Following is a synopsis from a 2005 Tax Court case that discusses the disallowance of a loss claimed by a dentist for his horse breeding and showing activity. Pay particular attention to the factors that the Court considered as evidence of the taxpayer’s lack of profit motive.
Dentist didn’t engage in horse breeding and showing activities for profit: taxpayer didn’t keep separate accounts or business-like records for activity, didn’t operate it comparable to other profitable horse businesses, didn’t try to change her operational methods to correct 14-year loss history, and didn’t otherwise show that she carried on activity in valid business-like manner. Also telling were facts that taxpayer never gained expertise in horse activity and its peculiar economics, maintained fulltime dental practice while engaged in activity, didn’t show any real appreciation in value of any of her horses or horse assets save one, used activity losses to offset significant income from her dental practice and investments, and drew personal pleasure from activity. (Elizabeth Giles v. Commissioner, (2005) TC Memo 2005-28)

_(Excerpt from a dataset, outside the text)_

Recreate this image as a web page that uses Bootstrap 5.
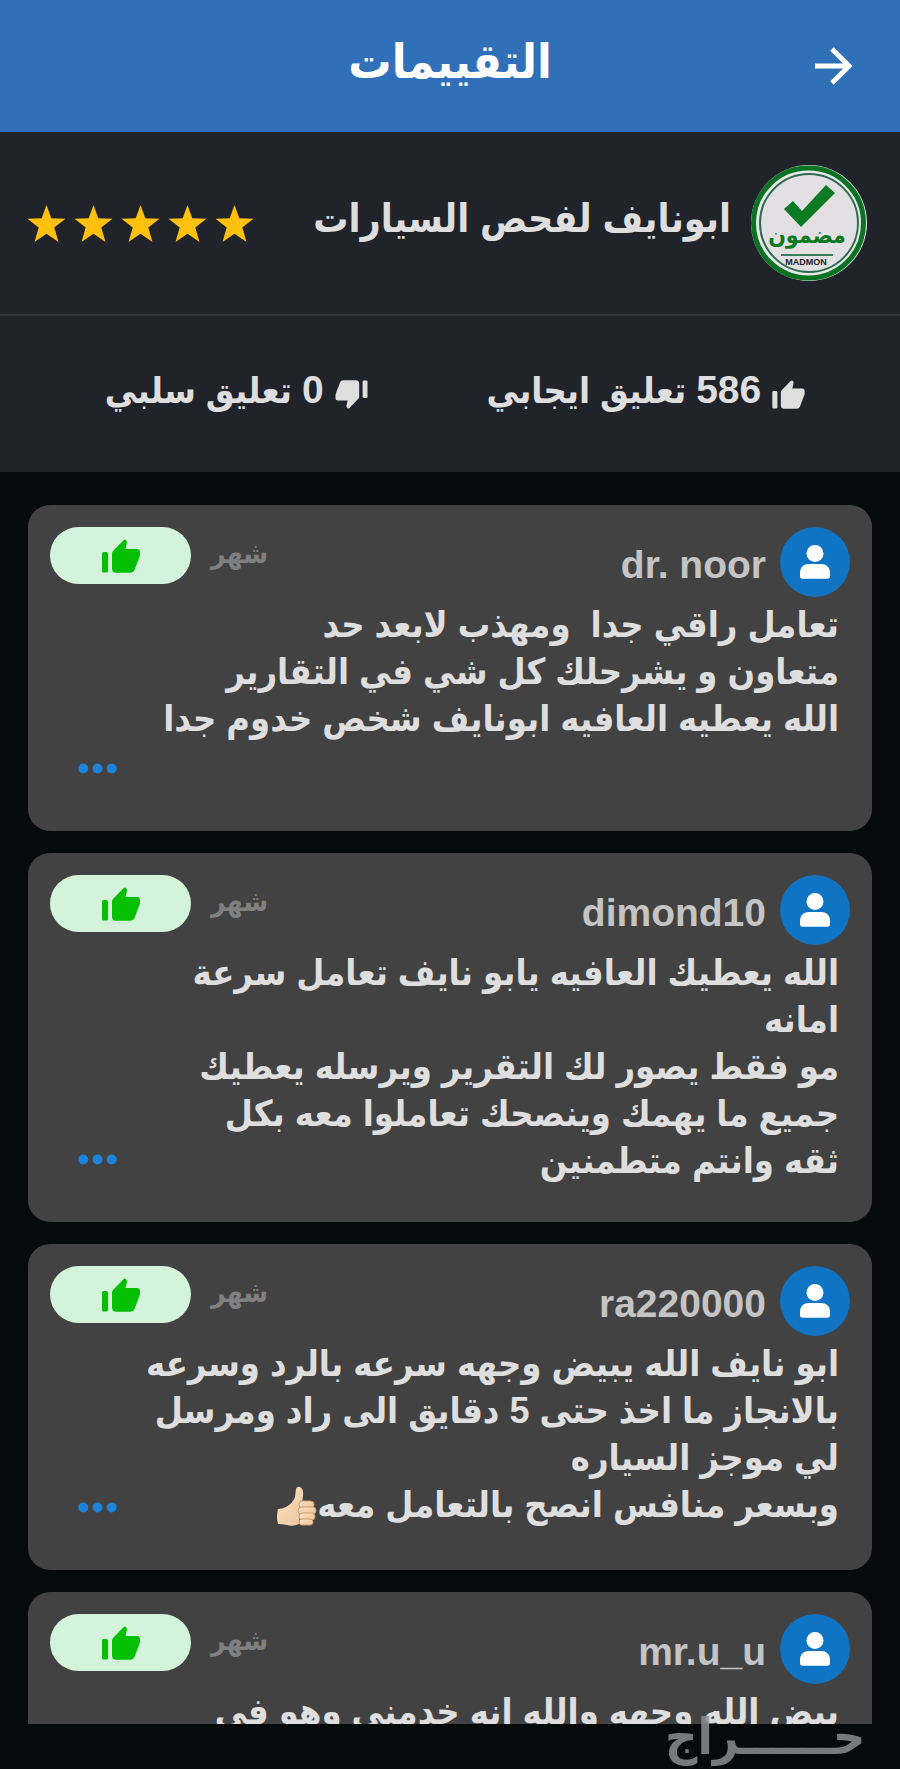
<!DOCTYPE html>
<html lang="ar" dir="rtl">
<head>
<meta charset="utf-8">
<meta name="viewport" content="width=device-width, initial-scale=1">
<title>التقييمات</title>
<link rel="stylesheet" href="https://cdn.jsdelivr.net/npm/bootstrap@5.3.0/dist/css/bootstrap.min.css">
<style>
  body { background: #060a0a; color: #dedede; font-family: "Liberation Sans", "DejaVu Sans Condensed", "DejaVu Sans", sans-serif; font-weight: 700; }
  .topbar { background: #3070b9; height: 132px; padding: 0 44px; color: #fff; }
  .topbar h1 { font-size: 48px; line-height: 60px; padding-bottom: 8px; }
  .bar-side { width: 44px; }
  .panel { background: #21232b; }
  .owner { height: 184px; gap: 19px; border-bottom: 2px solid #33353d; padding: 0 32px 0 27px; }
  .owner-name { font-size: 39px; line-height: 56px; padding-bottom: 8px; }
  .stats { height: 156px; font-size: 36px; padding-left: 10px; }
  .stat { gap: 11px; }
  .num { font-size: 39px; }
  .feed { min-height: 0; padding: 33px 28px 0; gap: 22px; overflow-y: auto; scrollbar-width: none; }
  .feed::-webkit-scrollbar { display: none; }
  .review { background: #424242; border-radius: 22px; padding: 22px 22px 38px; }
  .review-head { height: 74px; }
  .face { width: 70px; height: 70px; background: #0f74c4; }
  .user { color: #c4c4c4; font-size: 39px; line-height: 76px; padding: 0 14px; }
  .ago { color: #808080; font-size: 28px; line-height: 54px; padding: 0 20px; }
  .vote { width: 141px; height: 57px; background: #d3f4da; }
  .words { font-size: 36px; line-height: 47px; min-height: 192px; min-width: 0; padding-right: 11px; white-space: pre; }
  .hand { margin: 4px 0; }
  .more { height: 50px; padding: 0 28px; }
  .bottombar { height: 45px; }
  .brand { left: 665px; bottom: 2px; color: #8b8d8f; opacity: .85; font-size: 50px; line-height: 60px; }
</style>
</head>
<body>
<svg class="d-none" aria-hidden="true">
  <symbol id="like" viewBox="0 0 38 34"><path d="M1.500 13h3a1.500 1.500 0 0 1 1.500 1.500v17.500a1.500 1.500 0 0 1-1.500 1.500h-3A1.500 1.500 0 0 1 0 32V14.500A1.500 1.500 0 0 1 1.500 13zM10 14.500q0-1.500 1-2.500L21.500 1.200Q22.700 0 23.900 1q1.400 1.300 1 3L23.500 10H35q3 0 3 3.500v3L32.500 31q-1 2.700-4 2.700H14Q10 33.700 10 29.500z"/></symbol>
  <symbol id="star" viewBox="0 0 38 37"><path d="M19 0l4.800 13.300L38 13.700 26.800 22.600 31 37 19 28.700 7 37l4.200-14.400L0 13.700l14.200-.4z"/></symbol>
  <symbol id="person" viewBox="0 0 30 34"><circle cx="15" cy="8.500" r="8.500"/><path d="M0 31v-3C0 22 4 19 9 19h12c5 0 9 3 9 9v3q0 2.700-2.700 2.700H2.700Q0 33.700 0 31z"/></symbol>
  <symbol id="dots" viewBox="0 0 39 11"><circle cx="5.300" cy="5.500" r="5"/><circle cx="19.500" cy="5.500" r="5"/><circle cx="33.700" cy="5.500" r="5"/></symbol>
</svg>
<div class="vh-100 d-flex flex-column overflow-hidden position-relative">
  <header class="topbar d-flex align-items-center flex-shrink-0">
    <button type="button" class="btn p-0 border-0 text-white bar-side" aria-label="رجوع"><svg width="38" height="38" viewBox="0 0 38 38" fill="none" stroke="currentColor" stroke-width="5"><path d="M0 19h34M17 2l17 17-17 17"/></svg></button>
    <h1 class="m-0 flex-fill text-center fw-bold">التقييمات</h1>
    <span class="bar-side"></span>
  </header>

  <section class="panel flex-shrink-0">
    <div class="owner d-flex align-items-center">
      <svg class="flex-shrink-0" width="118" height="118" viewBox="0 0 118 118" role="img" aria-label="مضمون MADMON">
        <circle cx="59" cy="59" r="58" fill="#e8e9e6"/>
        <circle cx="58.500" cy="59" r="55" fill="none" stroke="#0b7224" stroke-width="5"/>
        <circle cx="59" cy="59" r="49" fill="#e3e0e4" stroke="#2c6b51" stroke-width="2"/>
        <path d="M34 45l9-8 9 10 24-26 9 8-34 34z" fill="#0b7a22"/>
        <text x="57" y="79" text-anchor="middle" font-size="23" fill="#0b7a22">مضمون</text>
        <path d="M31 91h52" stroke="#3a7d5c" stroke-width="2"/>
        <text x="56" y="101" text-anchor="middle" font-size="9" fill="#222" direction="ltr">MADMON</text>
      </svg>
      <h2 class="owner-name m-0 fw-bold flex-fill">ابونايف لفحص السيارات</h2>
      <div class="d-flex gap-2" role="img" aria-label="5 / 5">
        <svg width="39" height="37" fill="#ffc10d"><use href="#star"/></svg>
        <svg width="39" height="37" fill="#ffc10d"><use href="#star"/></svg>
        <svg width="39" height="37" fill="#ffc10d"><use href="#star"/></svg>
        <svg width="39" height="37" fill="#ffc10d"><use href="#star"/></svg>
        <svg width="39" height="37" fill="#ffc10d"><use href="#star"/></svg>
      </div>
    </div>
    <div class="stats d-flex align-items-center justify-content-evenly gap-4">
      <div class="stat d-flex align-items-center"><svg width="33" height="29" fill="#dedede"><use href="#like"/></svg><span class="pb-2"><span class="num">586</span> تعليق ايجابي</span></div>
      <div class="stat d-flex align-items-center"><svg width="33" height="29" viewBox="0 0 38 34" fill="#dedede"><use href="#like" width="38" height="34" transform="rotate(180 19 17)"/></svg><span class="pb-2"><span class="num">0</span> تعليق سلبي</span></div>
    </div>
  </section>

  <main class="feed flex-fill d-flex flex-column">
    <article class="review flex-shrink-0">
      <div class="review-head d-flex align-items-start">
        <span class="face rounded-circle d-flex align-items-center justify-content-center"><svg width="30" height="34" fill="#fff"><use href="#person"/></svg></span>
        <a href="#" class="user text-decoration-none" dir="ltr">dr. noor</a>
        <span class="flex-fill"></span>
        <time class="ago">شهر</time>
        <span class="vote rounded-pill d-flex align-items-center justify-content-center"><svg width="38" height="34" fill="#04bf04"><use href="#like"/></svg></span>
      </div>
      <div class="d-flex justify-content-between align-items-end">
        <p class="words m-0">تعامل راقي جدا  ومهذب لابعد حد
متعاون و يشرحلك كل شي في التقارير
الله يعطيه العافيه ابونايف شخص خدوم جدا</p>
        <button type="button" class="btn border-0 more d-flex align-items-center flex-shrink-0" aria-label="المزيد"><svg width="39" height="11" fill="#1c83da"><use href="#dots"/></svg></button>
      </div>
    </article>

    <article class="review flex-shrink-0">
      <div class="review-head d-flex align-items-start">
        <span class="face rounded-circle d-flex align-items-center justify-content-center"><svg width="30" height="34" fill="#fff"><use href="#person"/></svg></span>
        <a href="#" class="user text-decoration-none" dir="ltr">dimond10</a>
        <span class="flex-fill"></span>
        <time class="ago">شهر</time>
        <span class="vote rounded-pill d-flex align-items-center justify-content-center"><svg width="38" height="34" fill="#04bf04"><use href="#like"/></svg></span>
      </div>
      <div class="d-flex justify-content-between align-items-end">
        <p class="words m-0">الله يعطيك العافيه يابو نايف تعامل سرعة
امانه
مو فقط يصور لك التقرير ويرسله يعطيك
جميع ما يهمك وينصحك تعاملوا معه بكل
ثقه وانتم متطمنين</p>
        <button type="button" class="btn border-0 more d-flex align-items-center flex-shrink-0" aria-label="المزيد"><svg width="39" height="11" fill="#1c83da"><use href="#dots"/></svg></button>
      </div>
    </article>

    <article class="review flex-shrink-0">
      <div class="review-head d-flex align-items-start">
        <span class="face rounded-circle d-flex align-items-center justify-content-center"><svg width="30" height="34" fill="#fff"><use href="#person"/></svg></span>
        <a href="#" class="user text-decoration-none" dir="ltr">ra220000</a>
        <span class="flex-fill"></span>
        <time class="ago">شهر</time>
        <span class="vote rounded-pill d-flex align-items-center justify-content-center"><svg width="38" height="34" fill="#04bf04"><use href="#like"/></svg></span>
      </div>
      <div class="d-flex justify-content-between align-items-end">
        <p class="words m-0">ابو نايف الله يبيض وجهه سرعه بالرد وسرعه
بالانجاز ما اخذ حتى 5 دقايق الى راد ومرسل
لي موجز السياره
وبسعر منافس انصح بالتعامل معه<svg class="hand" width="40" height="42" viewBox="0 0 40 42" role="img" aria-label="👍🏻"><defs><linearGradient id="skin" x1="0" y1="0" x2="1" y2="1"><stop offset="0" stop-color="#fbe3c6"/><stop offset="1" stop-color="#eec49c"/></linearGradient></defs><path d="M1 23q4 0 8-2 7-4 9-10l1-8q1-3 4-2 4 2 3 9l-1 7h-3v21q-6 3-12 1-5-1-9-1-2-7 0-15z" fill="url(#skin)"/><g fill="url(#skin)" stroke="#cf9a6c" stroke-width="1"><rect x="22" y="15" width="15" height="7" rx="3.500"/><rect x="21" y="21" width="18" height="7" rx="3.500"/><rect x="22" y="27" width="16" height="7" rx="3.500"/><rect x="22" y="33" width="14" height="6" rx="3"/></g></svg></p>
        <button type="button" class="btn border-0 more d-flex align-items-center flex-shrink-0" aria-label="المزيد"><svg width="39" height="11" fill="#1c83da"><use href="#dots"/></svg></button>
      </div>
    </article>

    <article class="review flex-shrink-0">
      <div class="review-head d-flex align-items-start">
        <span class="face rounded-circle d-flex align-items-center justify-content-center"><svg width="30" height="34" fill="#fff"><use href="#person"/></svg></span>
        <a href="#" class="user text-decoration-none" dir="ltr">mr.u_u</a>
        <span class="flex-fill"></span>
        <time class="ago">شهر</time>
        <span class="vote rounded-pill d-flex align-items-center justify-content-center"><svg width="38" height="34" fill="#04bf04"><use href="#like"/></svg></span>
      </div>
      <p class="words m-0">بيض الله وجهه والله انه خدمني وهو في</p>
    </article>
  </main>
  <footer class="bottombar flex-shrink-0"></footer>
  <div class="brand position-absolute">حــــــراج</div>
</div>
<script src="https://cdn.jsdelivr.net/npm/bootstrap@5.3.0/dist/js/bootstrap.bundle.min.js"></script>
</body>
</html>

Here is a synopsis of a 2007 Tax Court case involving the IRS’s determination that an activity was not engaged in for profit. You can see what factors the Court considered as relevant in making its determination:
Sales manager/executive’s and wife’s for-profit treatment of loss-generating horse-boarding activity was upheld: taxpayers conducted activity with actual profit intent as bona fide business activity within meaning of Code Sec. 183 and Code Sec. 162 . Although taxpayers admitted that, after following carefully modified business plan, they realized they would never make profit, such didn’t in itself reflect lack of profit objective and was outweighed by overall evidence that they had kept meticulous records and accounts, kept operating in business-like manner until they could sell, and took steps to mitigate costs and to try and at least break even. Also, taxpayers’ prior experience in owning horses well-qualified them for horse-boarding business; husband spent substantial time on such despite living hours from boarding facility; his executive management position salary wasn’t so high as to easily absorb boarding losses; and taxpayers didn’t derive substantial personal pleasure from boarding. (Michael J. Rozzano, Jr., et ux. v. Commissioner, (2007) TC Memo 2007-177
Here is a 2012 Court Case involving horse breeding:
Horse breeding activity engaged in by homemaker, who held consumer finance degree and real estate license, and her attorney-husband was activity not engaged in for profit within meaning of Code Sec. 183 : overall facts and circumstances showed that instead of holding actual and honest profit objective, taxpayers engaged in activity as hobby. Factors included that despite “hemorrhaging losses” and determining that they needed to acquire their own horse facility rather than pay to board elsewhere in order to control costs and improve profitability, taxpayers waited years before even buying land on which to construct their own facility and otherwise failed to conduct activity in businesslike manner. Other factors included that activity had sustained losses which taxpayers used to offset significant income from husband’s law business. Also, allegation that taxpayers’ move to new area that was more hospitable to horse activity showed intent to pursue same as business was unpersuasive when considering above plus fact that new area could have been equally welcoming to horse enthusiasts as to bona fide breeders. (Peter C. Bronson, et ux. v. Commissioner, (2012) TC Memo 2012-17)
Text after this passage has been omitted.